De repente, algo tiró de él por detrás y Sherlock dio un respingo, lanzándose en su ayuda. Pero los sentidos de John todavía estaban alertas, y además ahora iba armado: trazó un arco, a ciegas, con el brazo derecho, mientras forcejeaba con el izquierdo para librarse de quien le tenía apresado. Un segundo arco hacia atrás con todo el brazo izquierdo, y una gran salpicadura de sangre fresca aterrizó encima de la que ya cubría toda su ropa. Sherlock se detuvo ante él y se le quedó mirando, estupefacto. El zombie cayó con un gruñido y un golpe sordo.

—Iba a...— empezó el detective—. Iba a preguntarte de quién era toda esa sangre. ¿Estás herido?
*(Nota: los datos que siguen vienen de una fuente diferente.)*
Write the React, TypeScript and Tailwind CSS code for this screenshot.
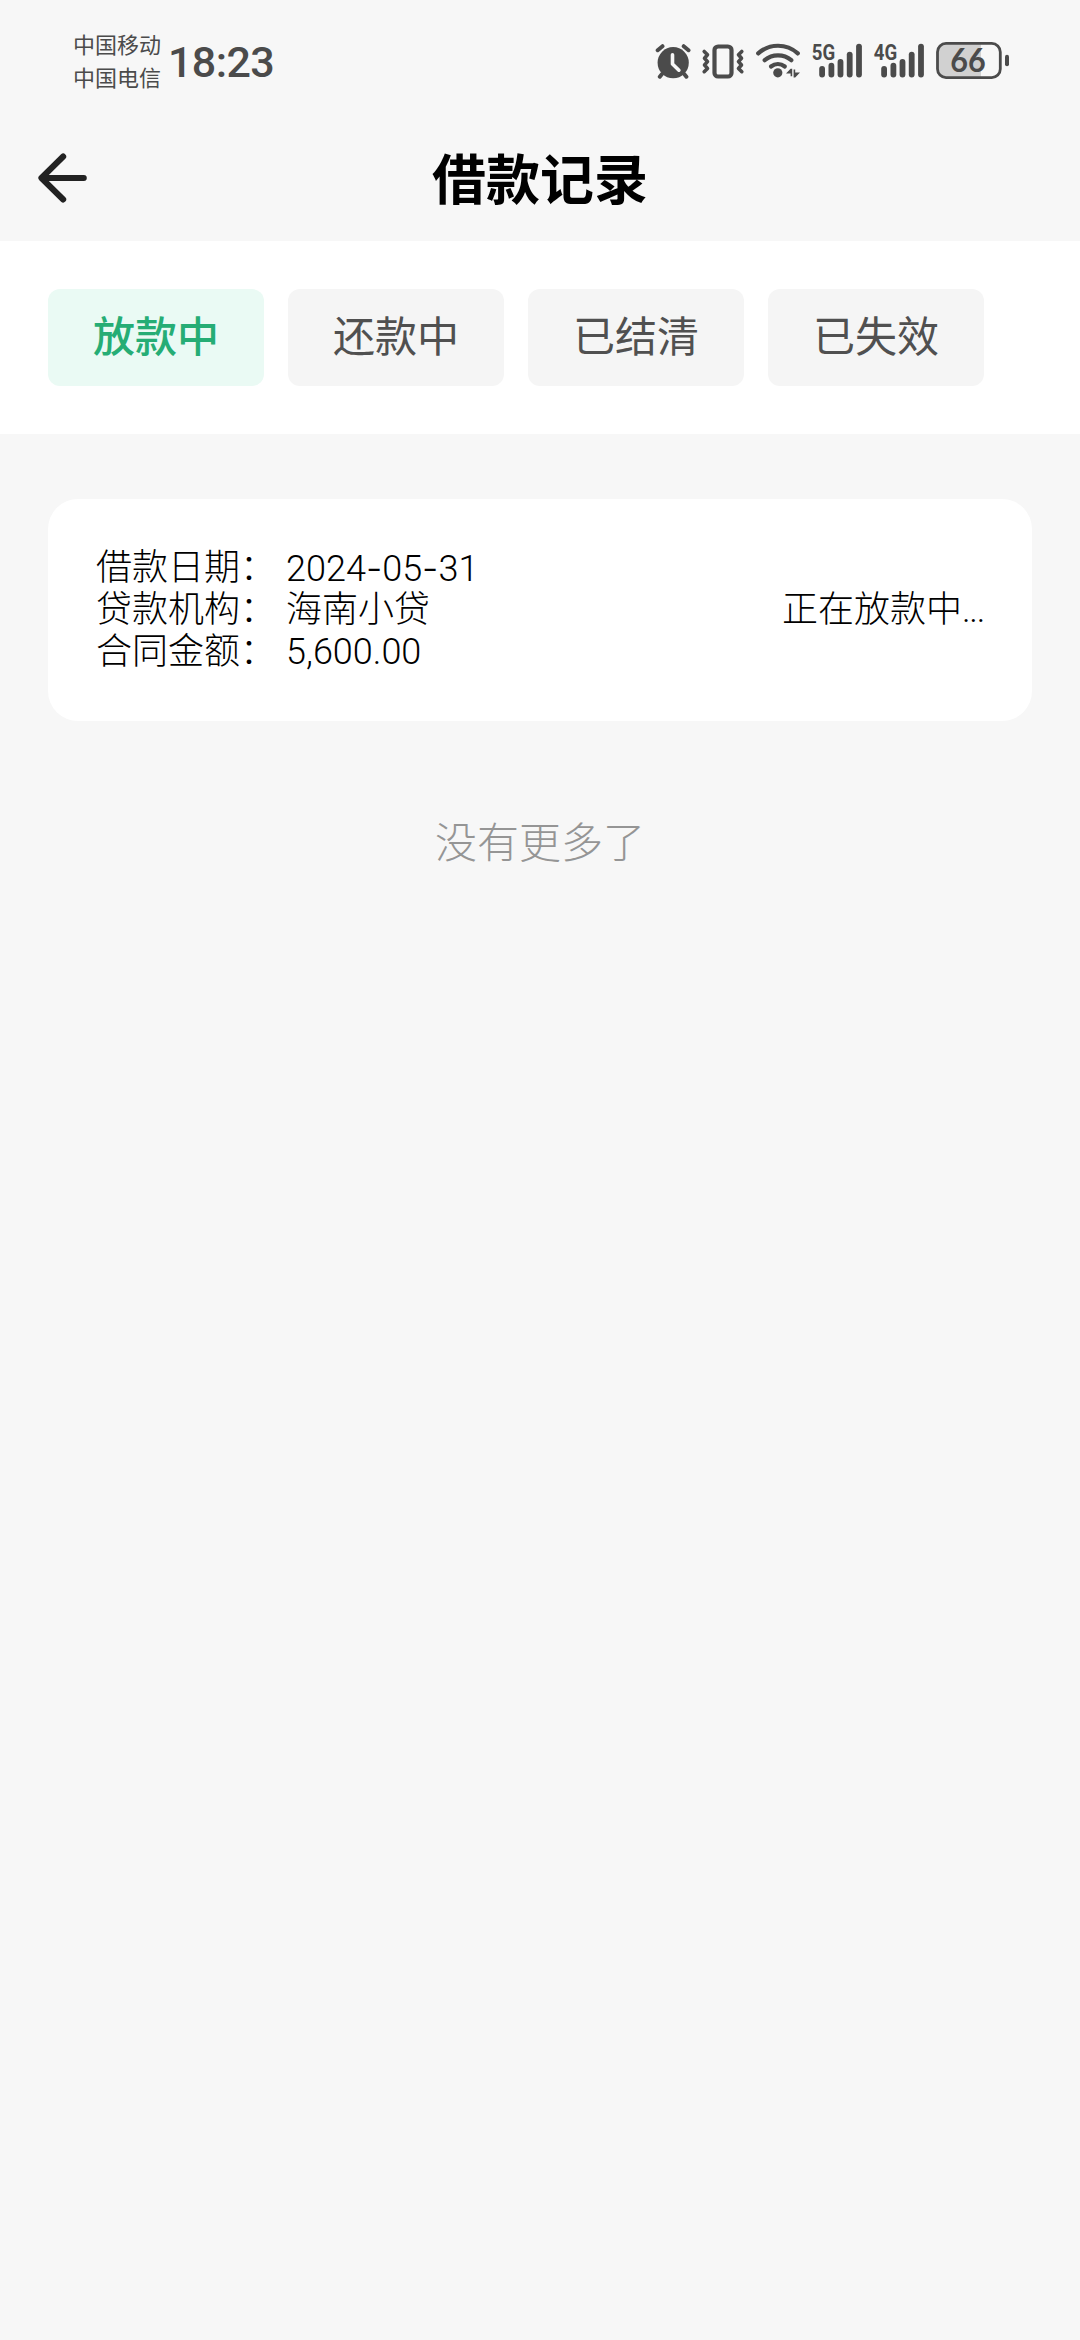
import { Fragment } from 'react';

const INK = '#4b4b4b';

function AlarmIcon() {
  return (
    <svg width="36" height="38" viewBox="654 42 36 38" fill="none">
      <circle cx="672.2" cy="62.7" r="15.6" fill={INK} />
      <path d="M656.7 50.2l4.8-4M687.5 50.2l-4.8-4M661 74l-2.2 2.7M683.2 74l2.2 2.7" stroke={INK} strokeWidth="4" strokeLinecap="round" />
      <path d="M671.5 54.8v9.2l6.4 6.2" stroke="#f7f7f7" strokeWidth="3.6" strokeLinecap="round" strokeLinejoin="round" />
    </svg>
  );
}

function VibrateIcon() {
  return (
    <svg width="44" height="38" viewBox="701 42 44 38" fill="none" stroke={INK} strokeLinecap="round" strokeLinejoin="round">
      <rect x="714.5" y="46.5" width="17" height="30" rx="3.6" strokeWidth="4.2" />
      <path d="M704.2 51.5l3.3 3.3-3 3.4 3 3.4-3 3.4 3 3.4-3.3 3.3" strokeWidth="3.6" />
      <path d="M741.8 51.5l-3.3 3.3 3 3.4-3 3.4 3 3.4-3 3.4 3.3 3.3" strokeWidth="3.6" />
    </svg>
  );
}

function WifiIcon() {
  return (
    <svg width="46" height="38" viewBox="755 42 46 38" fill="none">
      <g stroke={INK} strokeWidth="4.2" strokeLinecap="round">
        <path d="M758.2 53.4a29.5 29.5 0 0 1 39.6 0" />
        <path d="M764.7 60.2a20.5 20.5 0 0 1 26.6 0" />
        <path d="M771 66.5a11.4 11.4 0 0 1 13.8 0" />
      </g>
      <circle cx="777.8" cy="72.8" r="4.6" fill={INK} />
      <path d="M786 73.6l4.6-4.8h1.6v7.4h-1.6v-2.6zM800 72.6l-4.8 4.8h-1.6v-8h1.6v3.2z" fill={INK} />
    </svg>
  );
}

function SignalIcon({ label }: { label: string }) {
  const bars = [
    [8.2, 24],
    [17.5, 20.8],
    [26.6, 17],
    [35.8, 9.7],
    [45.1, 1.7],
  ];
  return (
    <svg width="52" height="38" viewBox="0 0 52 38" fill={INK} className="overflow-visible">
      {bars.map(([x, y]) => (
        <rect key={x} x={x} y={y} width="5.8" height={35.4 - y} rx="2.9" />
      ))}
      <text x="0.8" y="18.4" textLength="23.4" lengthAdjust="spacingAndGlyphs" className="font-['Roboto'] text-[22px] font-bold">
        {label}
      </text>
    </svg>
  );
}

function BatteryIcon() {
  return (
    <svg width="76" height="38" viewBox="935 42 76 38" fill="none" className="overflow-visible">
      <path d="M981 43.5h-34a9 9 0 0 0-9 9v16a9 9 0 0 0 9 9h34z" fill="#d1d1d1" />
      <rect x="937.5" y="43.4" width="62.8" height="34.2" rx="8.5" stroke={INK} strokeWidth="2.8" />
      <rect x="1005" y="54.8" width="4" height="11.4" rx="2" fill={INK} />
      <text x="950.3" y="72" textLength="35.5" lengthAdjust="spacingAndGlyphs" fill={INK} className="font-['Lato'] text-[32px] font-bold">
        66
      </text>
    </svg>
  );
}

function StatusBar() {
  return (
    <div className="flex h-[120px] items-start justify-between pr-[69px] pl-[73px] text-[#4b4b4b]">
      <div className="flex">
        <div className="pt-[27px] text-[22px] leading-[33px]">
          <div>中国移动</div>
          <div>中国电信</div>
        </div>
        <div className="mt-[32px] ml-[7px] font-['Roboto'] text-[43px] leading-[60px] font-medium tracking-[-0.6px]">18:23</div>
      </div>
      <div className="flex gap-[10px] pt-[42px]">
        <AlarmIcon />
        <VibrateIcon />
        <WifiIcon />
        <SignalIcon label="5G" />
        <SignalIcon label="4G" />
        <BatteryIcon />
      </div>
    </div>
  );
}

function Header() {
  return (
    <header className="grid h-[121px] grid-cols-[1fr_auto_1fr] items-start">
      <button className="mt-[31px] ml-[36px] w-[54px]" aria-label="返回">
        <svg width="54" height="54" viewBox="36 151 54 54" fill="none" stroke="#222" strokeWidth="6" strokeLinecap="round" strokeLinejoin="round">
          <path d="M63.2 156.5L41.4 178l21.8 21.5M42 178h41.8" />
        </svg>
      </button>
      <h1 className="mt-[17px] text-[54px] leading-[80px] font-bold text-black">借款记录</h1>
    </header>
  );
}

const tabs = ['放款中', '还款中', '已结清', '已失效'];

function Tabs() {
  return (
    <nav className="flex h-[193px] gap-[24px] bg-white px-[48px] pt-[48px]">
      {tabs.map((tab, i) => (
        <button
          key={tab}
          className={
            'h-[97px] w-[216px] rounded-[12px] pb-[9px] text-[42px] ' +
            (i === 0 ? 'bg-[#eafaf4] font-medium text-[#26ad75]' : 'bg-[#f5f5f5] font-normal text-[#505050]')
          }
        >
          {tab}
        </button>
      ))}
    </nav>
  );
}

const rows = [
  ['借款日期', '2024-05-31'],
  ['贷款机构', '海南小贷'],
  ['合同金额', '5,600.00'],
];

/* Inter's hyphen is wider than Roboto's, which keeps the date parts apart. */
function Value({ text }: { text: string }) {
  return text.split('-').map((part, i) => (
    <Fragment key={i}>
      {i > 0 && <span className="font-['Inter']">-</span>}
      {part}
    </Fragment>
  ));
}

function RecordCard() {
  return (
    <section className="mx-[48px] mt-[65px] flex h-[222px] items-center justify-between rounded-[30px] bg-white px-[48px] font-['Roboto','Noto_Sans_CJK_SC',sans-serif] text-[36px] leading-[42px] font-light text-black">
      <dl>
        {rows.map(([label, value]) => (
          <div key={label} className="flex h-[42px]">
            <dt className="w-[190px]">{label}：</dt>
            <dd>
              <Value text={value} />
            </dd>
          </div>
        ))}
      </dl>
      <span>
        正在放款中<span className="tracking-[-1.3px]">...</span>
      </span>
    </section>
  );
}

export default function App() {
  return (
    <div className="min-h-[2340px] w-[1080px] bg-[#f7f7f7] font-['Noto_Sans_CJK_SC',sans-serif]">
      <StatusBar />
      <Header />
      <Tabs />
      <RecordCard />
      <p className="mt-[88px] text-center text-[42px] leading-[62px] font-light text-[#959595]">没有更多了</p>
    </div>
  );
}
John negó con la cabeza, reprimiendo las ganas de abrazar a su amigo.

—¿Y tú?

Sherlock también negó con la cabeza, sin despegar sus ojos de los de John. El ex soldado podía oír cómo su corazón bombeaba con fuerza, y casi notaba su sangre fluyendo por sus extremidades.

—Pero no sé cómo vamos a salir de aquí, Sherlock: la calle está atestada de zombies.

La boca de Sherlock se torció en una sonrisita irónica.

—¿Zombies? ¿Te refieres a no muertos, como en esas películas de terror que ves a veces? John, esto no es una película.

—Por mí, puedes llamarlos como quieras, pero eso no cambia la situación.

—Mi hermano me ha llamado a primera hora de la mañana. Le he acompañado a un laboratorio donde esta noche han tenido una explosión. Por lo visto, se ha escapado un virus bélico muy contagioso. La situación ya está controlada...

John abrió la boca para discrepar: la situación en Baker Street distaba mucho de estar "controlada". Sherlock se inclinó hacia él rápidamente y le dio un beso rápido en los labios.

—¡Oh, cállate!— exclamó Sherlock—. He dicho que está controlada. En estos momentos están soltando un gas con el antídoto para el virus por todo el cielo de Londres. Todo lo que tenemos que hacer es permanecer a salvo. Por eso volví a buscarte, pero estabas en la ducha, así que te esperaba en tu habitación... Mycroft nos ha enviado un helicóptero, estará aquí en un momento.

John registró toda esa información solo a medias. Seguía sin poder cerrar la boca de la sorpresa.

—Me has besado.

Las mejillas del detective se pusieron ligeramente rojas, y de repente pareció encontrar las puntas de sus zapatos del mayor interés.

—Ha sido... la adrenalina. Lo siento, no volverá a suceder.

John cerró la boca al fin y sonrió.

—No me importa.

Sherlock levantó la mirada. El inconfundible fragor de un helicóptero se acercó e invadió todo su campo auditivo, ahogando los gruñidos, golpes y chillidos de la calle. Estaban a salvo. Al menos, a salvo de aquella horrible plaga. Los ojos de Sherlock, sin embargo, eran un espectáculo de emociones en lucha. Miedo. Incertidumbre. ¿Esperanza? John agarró las solapas del abrigo de su amigo y tiró de él hasta que su boca estuvo al mismo nivel que la suya. La atrapó con sus labios y la invadió con su lengua, mientras sentía cómo la lengua de Sherlock, al fin, abandonaba sus dudas y se unía a la suya, jugando, sorbiendo, recorriendo cada rincón, ajenos casi por completo al espectáculo que debían estar dando a los soldados del helicóptero que se acercaba: dos hombres besándose en un patio, uno de ellos manchado de sangre de la cabeza a los pies, con un goterón de saliva empezando a resbalarse de sus bocas unidas, mientras en las calles y edificios vecinos unos seres deformes y medio podridos reptaban y gruñían y amenazaban con acabar con todo su mundo.